OBJECTIVE: Show all lines from the listing below that contain "components".

##### EXTRACTED ENTRIES

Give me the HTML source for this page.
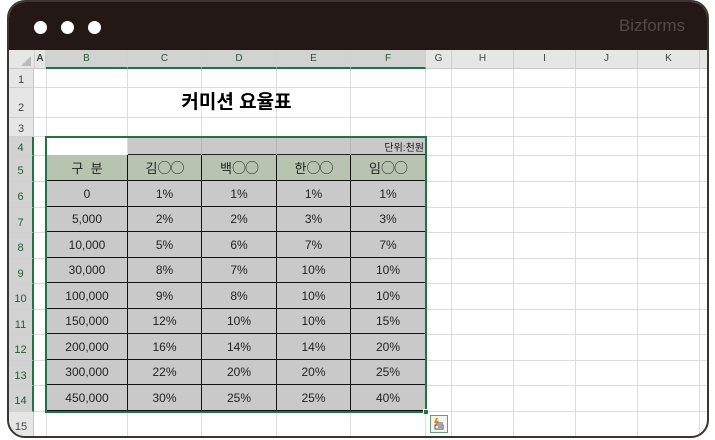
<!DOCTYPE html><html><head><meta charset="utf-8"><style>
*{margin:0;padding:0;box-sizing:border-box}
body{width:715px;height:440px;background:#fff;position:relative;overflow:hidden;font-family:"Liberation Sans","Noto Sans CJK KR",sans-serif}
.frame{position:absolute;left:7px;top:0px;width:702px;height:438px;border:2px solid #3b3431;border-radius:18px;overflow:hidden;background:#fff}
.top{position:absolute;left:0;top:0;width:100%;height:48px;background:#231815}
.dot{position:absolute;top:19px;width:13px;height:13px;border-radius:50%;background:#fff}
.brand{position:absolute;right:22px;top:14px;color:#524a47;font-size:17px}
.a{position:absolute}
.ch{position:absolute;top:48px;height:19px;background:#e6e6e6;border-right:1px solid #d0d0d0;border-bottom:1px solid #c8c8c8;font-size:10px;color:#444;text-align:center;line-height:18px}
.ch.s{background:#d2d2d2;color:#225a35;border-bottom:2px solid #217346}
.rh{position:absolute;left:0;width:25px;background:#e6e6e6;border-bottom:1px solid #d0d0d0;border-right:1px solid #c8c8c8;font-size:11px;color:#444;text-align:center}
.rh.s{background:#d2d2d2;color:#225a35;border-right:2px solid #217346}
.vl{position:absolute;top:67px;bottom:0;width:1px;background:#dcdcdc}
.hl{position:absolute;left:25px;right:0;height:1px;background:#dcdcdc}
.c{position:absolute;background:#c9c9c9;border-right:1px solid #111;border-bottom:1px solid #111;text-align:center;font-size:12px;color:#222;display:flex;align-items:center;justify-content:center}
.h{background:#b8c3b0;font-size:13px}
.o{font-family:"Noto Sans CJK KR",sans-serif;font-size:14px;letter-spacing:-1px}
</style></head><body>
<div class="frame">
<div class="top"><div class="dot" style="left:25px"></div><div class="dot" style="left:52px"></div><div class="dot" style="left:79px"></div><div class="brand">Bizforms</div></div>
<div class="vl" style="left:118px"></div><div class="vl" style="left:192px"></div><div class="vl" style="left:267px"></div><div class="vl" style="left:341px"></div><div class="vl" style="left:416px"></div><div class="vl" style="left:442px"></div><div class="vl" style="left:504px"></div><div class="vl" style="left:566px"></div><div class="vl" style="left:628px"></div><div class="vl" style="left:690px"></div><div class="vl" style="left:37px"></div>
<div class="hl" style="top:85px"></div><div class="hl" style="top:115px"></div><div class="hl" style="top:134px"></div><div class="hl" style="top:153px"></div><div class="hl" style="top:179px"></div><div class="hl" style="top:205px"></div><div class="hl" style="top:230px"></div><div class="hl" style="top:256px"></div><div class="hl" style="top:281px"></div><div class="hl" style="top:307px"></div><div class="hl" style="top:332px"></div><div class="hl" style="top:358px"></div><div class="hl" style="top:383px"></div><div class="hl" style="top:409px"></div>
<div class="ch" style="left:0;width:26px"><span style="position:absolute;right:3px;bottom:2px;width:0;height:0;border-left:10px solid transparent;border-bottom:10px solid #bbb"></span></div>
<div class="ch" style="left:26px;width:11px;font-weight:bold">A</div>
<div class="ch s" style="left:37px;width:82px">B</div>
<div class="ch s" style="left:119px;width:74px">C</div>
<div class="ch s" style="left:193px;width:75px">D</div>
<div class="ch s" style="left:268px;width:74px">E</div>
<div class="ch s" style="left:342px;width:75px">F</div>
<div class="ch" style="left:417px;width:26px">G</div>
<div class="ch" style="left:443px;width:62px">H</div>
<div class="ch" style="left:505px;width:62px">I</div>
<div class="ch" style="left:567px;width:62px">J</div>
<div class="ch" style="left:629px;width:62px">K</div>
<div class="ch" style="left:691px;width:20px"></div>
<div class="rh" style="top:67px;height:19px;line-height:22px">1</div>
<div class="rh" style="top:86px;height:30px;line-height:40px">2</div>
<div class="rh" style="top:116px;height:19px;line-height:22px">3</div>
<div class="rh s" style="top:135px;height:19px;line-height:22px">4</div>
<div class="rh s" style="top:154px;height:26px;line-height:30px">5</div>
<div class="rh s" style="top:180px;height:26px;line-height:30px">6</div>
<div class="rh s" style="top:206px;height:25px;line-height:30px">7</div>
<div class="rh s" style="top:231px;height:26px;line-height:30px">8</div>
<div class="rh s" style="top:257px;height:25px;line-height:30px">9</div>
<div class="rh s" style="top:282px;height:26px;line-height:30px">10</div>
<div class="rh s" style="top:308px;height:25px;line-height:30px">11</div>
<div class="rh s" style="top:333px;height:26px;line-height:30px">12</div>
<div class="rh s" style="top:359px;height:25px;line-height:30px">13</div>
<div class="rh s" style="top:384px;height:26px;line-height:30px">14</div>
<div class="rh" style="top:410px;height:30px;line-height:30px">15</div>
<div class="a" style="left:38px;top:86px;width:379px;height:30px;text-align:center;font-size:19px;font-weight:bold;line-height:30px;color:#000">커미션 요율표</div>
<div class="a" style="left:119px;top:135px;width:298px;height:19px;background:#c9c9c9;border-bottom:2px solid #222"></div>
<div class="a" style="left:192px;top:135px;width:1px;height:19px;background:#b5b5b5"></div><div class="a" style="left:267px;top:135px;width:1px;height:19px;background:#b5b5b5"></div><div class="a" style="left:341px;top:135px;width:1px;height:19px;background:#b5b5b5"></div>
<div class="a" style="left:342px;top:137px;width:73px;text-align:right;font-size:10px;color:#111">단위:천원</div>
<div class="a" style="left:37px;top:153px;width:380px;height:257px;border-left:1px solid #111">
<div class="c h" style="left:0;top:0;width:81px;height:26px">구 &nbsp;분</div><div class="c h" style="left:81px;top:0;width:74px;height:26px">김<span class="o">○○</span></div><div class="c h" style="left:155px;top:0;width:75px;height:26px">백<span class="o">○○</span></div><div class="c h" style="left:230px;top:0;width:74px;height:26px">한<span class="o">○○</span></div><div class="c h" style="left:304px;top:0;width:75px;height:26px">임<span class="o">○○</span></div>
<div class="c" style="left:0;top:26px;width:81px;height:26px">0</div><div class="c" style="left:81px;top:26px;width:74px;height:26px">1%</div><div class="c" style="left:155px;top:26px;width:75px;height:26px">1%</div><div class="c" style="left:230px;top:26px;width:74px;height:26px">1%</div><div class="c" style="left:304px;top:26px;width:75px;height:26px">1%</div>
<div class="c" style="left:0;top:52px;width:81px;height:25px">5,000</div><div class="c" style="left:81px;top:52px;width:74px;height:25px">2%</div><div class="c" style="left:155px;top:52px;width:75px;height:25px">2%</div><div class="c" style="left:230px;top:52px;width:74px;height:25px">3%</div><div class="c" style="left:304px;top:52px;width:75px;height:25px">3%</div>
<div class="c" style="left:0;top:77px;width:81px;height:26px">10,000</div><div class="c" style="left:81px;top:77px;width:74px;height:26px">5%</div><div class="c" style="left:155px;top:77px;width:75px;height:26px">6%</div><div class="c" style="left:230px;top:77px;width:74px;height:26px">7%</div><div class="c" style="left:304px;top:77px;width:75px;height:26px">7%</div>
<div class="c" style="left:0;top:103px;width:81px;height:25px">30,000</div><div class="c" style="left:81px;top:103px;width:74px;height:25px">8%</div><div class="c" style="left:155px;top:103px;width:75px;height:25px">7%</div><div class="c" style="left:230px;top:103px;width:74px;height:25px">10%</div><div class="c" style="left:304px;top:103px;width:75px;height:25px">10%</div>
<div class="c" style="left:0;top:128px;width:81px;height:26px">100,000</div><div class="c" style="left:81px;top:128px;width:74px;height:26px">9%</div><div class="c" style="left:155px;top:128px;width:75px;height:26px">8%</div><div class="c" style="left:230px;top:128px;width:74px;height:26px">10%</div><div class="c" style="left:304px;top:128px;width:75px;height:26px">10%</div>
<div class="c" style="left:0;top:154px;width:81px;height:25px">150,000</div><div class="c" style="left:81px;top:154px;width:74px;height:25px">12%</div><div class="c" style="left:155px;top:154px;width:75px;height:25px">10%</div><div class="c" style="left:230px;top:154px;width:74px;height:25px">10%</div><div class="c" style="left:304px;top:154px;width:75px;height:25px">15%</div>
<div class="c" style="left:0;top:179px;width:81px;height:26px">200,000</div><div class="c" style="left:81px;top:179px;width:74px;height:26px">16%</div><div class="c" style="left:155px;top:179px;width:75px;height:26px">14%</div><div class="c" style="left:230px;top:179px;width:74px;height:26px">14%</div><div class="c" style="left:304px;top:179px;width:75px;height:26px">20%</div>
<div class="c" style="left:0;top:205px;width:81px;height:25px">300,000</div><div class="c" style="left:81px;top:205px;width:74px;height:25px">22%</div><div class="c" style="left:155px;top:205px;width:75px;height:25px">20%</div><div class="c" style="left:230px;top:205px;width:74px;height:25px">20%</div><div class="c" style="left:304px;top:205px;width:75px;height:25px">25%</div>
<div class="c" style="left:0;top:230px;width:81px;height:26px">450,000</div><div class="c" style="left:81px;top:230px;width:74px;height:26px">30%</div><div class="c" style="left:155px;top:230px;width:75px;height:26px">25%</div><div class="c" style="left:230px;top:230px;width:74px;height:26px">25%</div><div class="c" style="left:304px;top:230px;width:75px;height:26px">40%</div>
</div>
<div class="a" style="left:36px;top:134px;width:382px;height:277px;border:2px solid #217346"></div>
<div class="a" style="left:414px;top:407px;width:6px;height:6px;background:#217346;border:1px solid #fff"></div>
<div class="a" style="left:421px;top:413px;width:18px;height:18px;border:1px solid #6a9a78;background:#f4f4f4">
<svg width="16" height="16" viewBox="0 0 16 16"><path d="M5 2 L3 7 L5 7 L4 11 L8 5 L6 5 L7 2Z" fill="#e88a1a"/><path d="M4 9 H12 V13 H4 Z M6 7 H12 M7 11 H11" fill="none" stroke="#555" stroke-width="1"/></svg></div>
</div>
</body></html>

##########
##### EXTRACTED ENTRIES

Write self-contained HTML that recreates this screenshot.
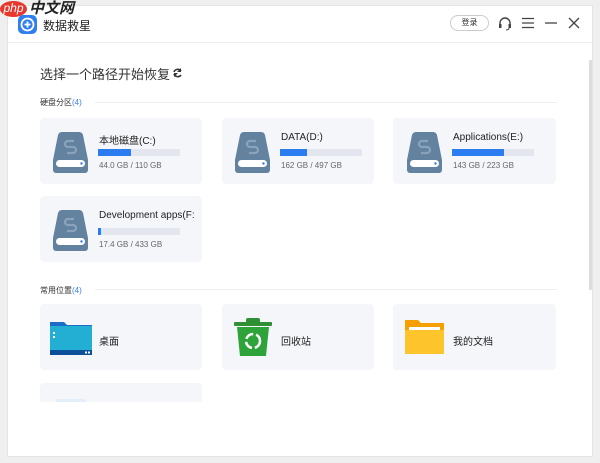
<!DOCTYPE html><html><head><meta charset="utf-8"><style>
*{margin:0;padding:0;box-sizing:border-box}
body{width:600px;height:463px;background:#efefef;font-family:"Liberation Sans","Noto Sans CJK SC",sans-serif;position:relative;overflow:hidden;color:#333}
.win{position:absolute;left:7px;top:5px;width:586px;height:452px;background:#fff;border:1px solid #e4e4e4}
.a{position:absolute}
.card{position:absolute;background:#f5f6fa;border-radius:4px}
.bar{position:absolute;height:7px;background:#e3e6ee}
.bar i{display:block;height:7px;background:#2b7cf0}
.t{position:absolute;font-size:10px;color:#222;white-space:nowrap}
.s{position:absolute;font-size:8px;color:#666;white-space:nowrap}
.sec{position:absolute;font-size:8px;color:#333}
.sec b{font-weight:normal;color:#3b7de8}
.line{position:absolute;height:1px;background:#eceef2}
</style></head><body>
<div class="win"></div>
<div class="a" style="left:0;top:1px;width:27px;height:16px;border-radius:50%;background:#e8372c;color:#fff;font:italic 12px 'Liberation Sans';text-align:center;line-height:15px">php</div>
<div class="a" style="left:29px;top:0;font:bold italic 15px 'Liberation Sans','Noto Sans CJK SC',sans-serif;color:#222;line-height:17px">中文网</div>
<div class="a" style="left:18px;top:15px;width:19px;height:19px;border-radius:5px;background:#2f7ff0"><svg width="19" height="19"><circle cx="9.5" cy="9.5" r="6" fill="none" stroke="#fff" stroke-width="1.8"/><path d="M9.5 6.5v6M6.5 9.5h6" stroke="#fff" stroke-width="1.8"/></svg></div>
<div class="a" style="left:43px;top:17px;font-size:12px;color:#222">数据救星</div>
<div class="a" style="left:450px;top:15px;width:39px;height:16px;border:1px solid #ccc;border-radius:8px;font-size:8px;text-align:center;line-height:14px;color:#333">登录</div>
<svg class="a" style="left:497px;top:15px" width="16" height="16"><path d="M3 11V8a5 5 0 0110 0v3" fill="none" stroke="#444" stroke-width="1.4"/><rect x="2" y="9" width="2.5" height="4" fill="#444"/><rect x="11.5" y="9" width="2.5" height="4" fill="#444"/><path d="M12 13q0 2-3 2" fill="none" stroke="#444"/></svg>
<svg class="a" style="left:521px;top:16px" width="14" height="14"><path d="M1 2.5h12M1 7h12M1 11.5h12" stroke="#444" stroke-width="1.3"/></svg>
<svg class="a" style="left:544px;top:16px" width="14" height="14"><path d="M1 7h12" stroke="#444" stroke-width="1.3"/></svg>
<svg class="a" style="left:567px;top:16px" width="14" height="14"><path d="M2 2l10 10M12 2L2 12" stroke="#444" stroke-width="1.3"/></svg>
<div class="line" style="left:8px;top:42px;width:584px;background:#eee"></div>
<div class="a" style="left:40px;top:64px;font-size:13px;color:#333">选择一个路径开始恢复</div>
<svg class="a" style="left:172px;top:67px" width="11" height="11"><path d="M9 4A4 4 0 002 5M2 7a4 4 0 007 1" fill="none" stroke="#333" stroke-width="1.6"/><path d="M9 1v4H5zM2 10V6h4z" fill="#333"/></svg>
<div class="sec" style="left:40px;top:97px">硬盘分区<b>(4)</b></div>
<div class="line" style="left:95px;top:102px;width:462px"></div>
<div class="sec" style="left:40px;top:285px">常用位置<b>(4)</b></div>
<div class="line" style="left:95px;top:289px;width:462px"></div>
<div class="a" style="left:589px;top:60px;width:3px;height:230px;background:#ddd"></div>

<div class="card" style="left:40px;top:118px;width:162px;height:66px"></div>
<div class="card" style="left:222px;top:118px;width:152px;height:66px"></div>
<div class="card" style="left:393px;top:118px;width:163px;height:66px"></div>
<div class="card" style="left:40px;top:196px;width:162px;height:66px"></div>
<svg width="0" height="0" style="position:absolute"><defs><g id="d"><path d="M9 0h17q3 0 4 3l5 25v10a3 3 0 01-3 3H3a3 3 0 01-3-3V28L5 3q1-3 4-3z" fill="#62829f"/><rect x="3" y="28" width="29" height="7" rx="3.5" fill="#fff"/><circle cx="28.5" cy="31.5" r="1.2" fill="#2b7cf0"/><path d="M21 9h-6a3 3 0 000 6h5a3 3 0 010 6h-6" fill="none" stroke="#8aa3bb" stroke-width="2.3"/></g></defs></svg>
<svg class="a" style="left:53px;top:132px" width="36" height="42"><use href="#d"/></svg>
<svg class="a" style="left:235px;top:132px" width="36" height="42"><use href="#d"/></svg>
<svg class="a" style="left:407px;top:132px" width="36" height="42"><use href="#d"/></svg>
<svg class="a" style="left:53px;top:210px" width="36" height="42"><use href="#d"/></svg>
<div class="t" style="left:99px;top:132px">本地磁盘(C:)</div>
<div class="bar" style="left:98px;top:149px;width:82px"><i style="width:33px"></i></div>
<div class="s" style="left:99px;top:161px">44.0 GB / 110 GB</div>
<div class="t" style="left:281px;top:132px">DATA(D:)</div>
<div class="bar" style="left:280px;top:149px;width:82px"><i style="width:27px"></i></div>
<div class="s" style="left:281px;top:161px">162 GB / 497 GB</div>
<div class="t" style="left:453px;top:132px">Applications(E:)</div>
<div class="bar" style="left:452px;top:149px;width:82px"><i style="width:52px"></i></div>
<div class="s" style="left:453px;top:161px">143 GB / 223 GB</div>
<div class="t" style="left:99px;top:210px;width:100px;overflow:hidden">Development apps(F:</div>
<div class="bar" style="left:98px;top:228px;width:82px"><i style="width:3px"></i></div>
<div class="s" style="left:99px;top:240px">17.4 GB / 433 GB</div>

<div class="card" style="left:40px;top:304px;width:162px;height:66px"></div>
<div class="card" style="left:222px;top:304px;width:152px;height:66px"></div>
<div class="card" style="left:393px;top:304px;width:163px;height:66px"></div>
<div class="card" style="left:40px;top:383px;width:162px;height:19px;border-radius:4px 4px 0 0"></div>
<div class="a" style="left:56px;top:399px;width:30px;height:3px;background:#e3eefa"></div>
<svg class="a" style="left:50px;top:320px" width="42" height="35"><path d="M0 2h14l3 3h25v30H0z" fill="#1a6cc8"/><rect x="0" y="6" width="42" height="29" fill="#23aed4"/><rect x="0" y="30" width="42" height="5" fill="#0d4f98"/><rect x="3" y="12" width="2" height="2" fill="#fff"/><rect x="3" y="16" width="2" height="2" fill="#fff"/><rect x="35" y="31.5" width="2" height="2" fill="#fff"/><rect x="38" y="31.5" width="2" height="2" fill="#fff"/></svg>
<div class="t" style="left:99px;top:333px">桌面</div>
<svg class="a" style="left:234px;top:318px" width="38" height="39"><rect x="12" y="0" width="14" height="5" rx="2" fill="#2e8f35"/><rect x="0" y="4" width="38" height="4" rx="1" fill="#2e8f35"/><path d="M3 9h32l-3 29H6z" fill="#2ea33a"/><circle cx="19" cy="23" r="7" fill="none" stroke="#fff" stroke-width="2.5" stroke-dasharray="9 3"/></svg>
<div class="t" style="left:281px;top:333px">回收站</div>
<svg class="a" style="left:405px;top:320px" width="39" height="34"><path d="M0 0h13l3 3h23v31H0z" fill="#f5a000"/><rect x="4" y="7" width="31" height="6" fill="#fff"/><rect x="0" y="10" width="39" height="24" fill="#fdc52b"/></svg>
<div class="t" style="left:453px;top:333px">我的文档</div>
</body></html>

##########
##### EXTRACTED ENTRIES

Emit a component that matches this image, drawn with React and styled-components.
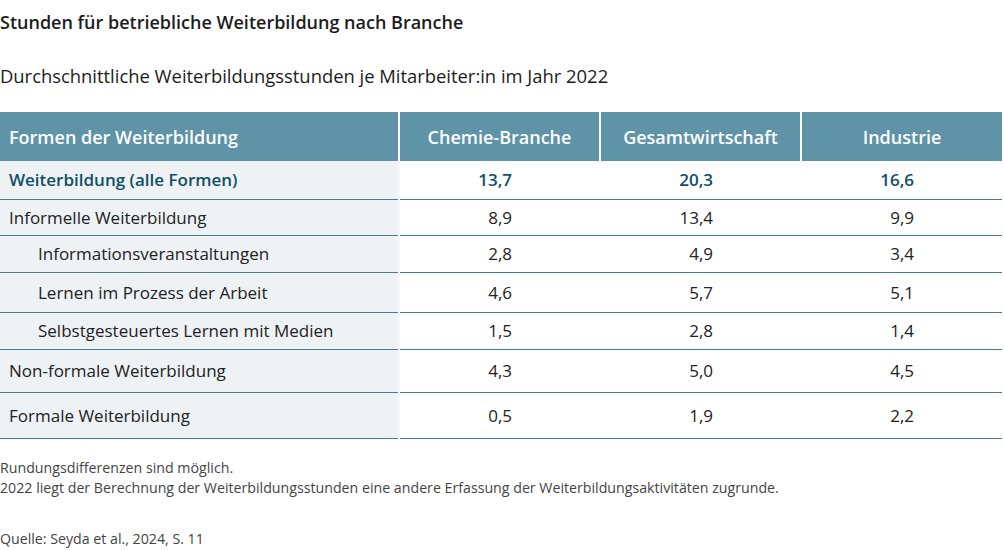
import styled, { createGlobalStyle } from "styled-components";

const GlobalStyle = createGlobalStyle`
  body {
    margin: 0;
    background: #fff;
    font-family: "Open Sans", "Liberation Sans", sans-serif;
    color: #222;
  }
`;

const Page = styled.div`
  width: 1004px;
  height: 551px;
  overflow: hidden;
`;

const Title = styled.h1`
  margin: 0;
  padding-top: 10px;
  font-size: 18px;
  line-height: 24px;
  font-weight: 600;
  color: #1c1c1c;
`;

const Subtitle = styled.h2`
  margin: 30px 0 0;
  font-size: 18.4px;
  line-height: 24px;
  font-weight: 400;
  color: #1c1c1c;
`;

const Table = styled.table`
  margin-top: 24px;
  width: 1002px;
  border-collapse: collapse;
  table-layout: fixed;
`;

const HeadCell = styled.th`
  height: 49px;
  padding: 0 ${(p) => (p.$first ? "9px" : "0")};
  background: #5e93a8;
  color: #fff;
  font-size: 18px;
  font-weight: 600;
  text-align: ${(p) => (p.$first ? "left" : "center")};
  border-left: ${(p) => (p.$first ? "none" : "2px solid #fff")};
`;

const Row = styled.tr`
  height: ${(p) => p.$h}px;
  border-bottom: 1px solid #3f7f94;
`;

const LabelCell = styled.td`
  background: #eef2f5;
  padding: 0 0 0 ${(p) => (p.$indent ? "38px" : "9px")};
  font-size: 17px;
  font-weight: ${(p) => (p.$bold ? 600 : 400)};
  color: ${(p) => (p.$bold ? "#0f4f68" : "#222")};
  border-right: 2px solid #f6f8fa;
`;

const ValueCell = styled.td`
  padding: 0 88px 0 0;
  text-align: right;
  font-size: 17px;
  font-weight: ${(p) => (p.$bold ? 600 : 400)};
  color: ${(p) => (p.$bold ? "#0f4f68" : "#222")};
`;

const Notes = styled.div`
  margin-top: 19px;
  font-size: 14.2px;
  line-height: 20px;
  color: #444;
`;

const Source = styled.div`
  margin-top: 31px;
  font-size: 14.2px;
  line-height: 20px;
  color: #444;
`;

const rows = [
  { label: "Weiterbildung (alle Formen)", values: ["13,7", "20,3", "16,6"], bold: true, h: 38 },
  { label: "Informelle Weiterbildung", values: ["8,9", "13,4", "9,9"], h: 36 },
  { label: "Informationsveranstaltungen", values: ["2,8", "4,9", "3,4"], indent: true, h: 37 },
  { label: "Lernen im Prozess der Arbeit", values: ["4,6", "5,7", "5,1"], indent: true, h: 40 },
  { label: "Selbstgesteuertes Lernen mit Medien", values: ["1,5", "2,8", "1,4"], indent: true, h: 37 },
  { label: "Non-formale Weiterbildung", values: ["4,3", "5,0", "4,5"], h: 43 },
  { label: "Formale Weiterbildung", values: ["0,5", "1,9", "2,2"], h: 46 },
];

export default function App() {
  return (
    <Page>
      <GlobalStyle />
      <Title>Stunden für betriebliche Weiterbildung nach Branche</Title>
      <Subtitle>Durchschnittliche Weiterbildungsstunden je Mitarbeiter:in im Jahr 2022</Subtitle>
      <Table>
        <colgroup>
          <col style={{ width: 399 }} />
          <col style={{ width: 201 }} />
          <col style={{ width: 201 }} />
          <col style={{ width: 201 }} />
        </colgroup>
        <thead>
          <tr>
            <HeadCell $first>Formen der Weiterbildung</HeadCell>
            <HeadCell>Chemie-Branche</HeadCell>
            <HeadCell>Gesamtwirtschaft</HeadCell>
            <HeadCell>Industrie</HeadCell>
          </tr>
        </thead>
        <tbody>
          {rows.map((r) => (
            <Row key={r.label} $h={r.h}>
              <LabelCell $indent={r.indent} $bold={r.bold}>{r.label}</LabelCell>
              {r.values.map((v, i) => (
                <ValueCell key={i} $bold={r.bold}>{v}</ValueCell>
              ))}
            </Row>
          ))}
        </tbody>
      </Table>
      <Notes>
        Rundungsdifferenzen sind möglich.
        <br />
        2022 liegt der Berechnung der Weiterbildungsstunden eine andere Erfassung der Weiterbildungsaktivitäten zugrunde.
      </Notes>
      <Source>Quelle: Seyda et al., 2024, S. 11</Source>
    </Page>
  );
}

##########

OUTPUT FOR THIS EXERCISE:
Emit a component that matches this image, drawn with React and styled-components.
import styled, { createGlobalStyle } from "styled-components";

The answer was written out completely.